Voilà les lieux dans lesquels on pourra puiser des arguments de toute espèce ; mais l’art de les orner et de les distribuer avec ordre, art aussi agréable qu’utile, a été négligé entièrement par tous les rhéteurs. Nous allons donc en parler ici, pour joindre dans nos préceptes, à la manière de trouver l’argument, la manière de le perfectionner. L’importance de cette matière, et la difficulté d’en exposer les principes, exigent ici le plus grand soin et la plus scrupuleuse attention.
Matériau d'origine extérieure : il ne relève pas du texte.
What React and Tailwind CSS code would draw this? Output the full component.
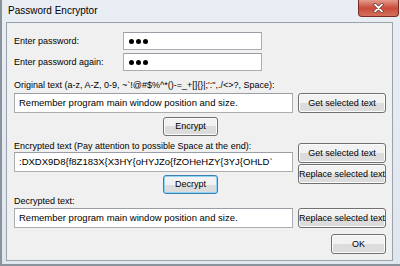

XXXI. Dans l’Argumentation, on emploie l’induction ou l’épichérème, appelé par les Latins ratiocinatio. L’Induction, en nous faisant convenir de choses évidentes, tire de ces aveux le moyen de nous faire convenir de choses douteuses, mais qui ont du rapport avec les premières. C’est ainsi que Socrate, dans un dialogue d’Eschine, son disciple, fait raisonner Aspasie qui s’entretient avec la femme de Xénophon et avec Xénophon lui-même. « Dites-moi, je vous prie, épouse de Xénophon, si votre voisine a de l’or d’un titre au-dessus du vôtre, lequel préférerez-vous ? - Le sien. - Si elle a des ajustements, une parure plus riche que la vôtre, laquelle préférerez-vous ? - La sienne. - Et si son mari vaut mieux que le vôtre, lequel préférerez-vous ? » La femme de Xénophon rougit pour toute réponse.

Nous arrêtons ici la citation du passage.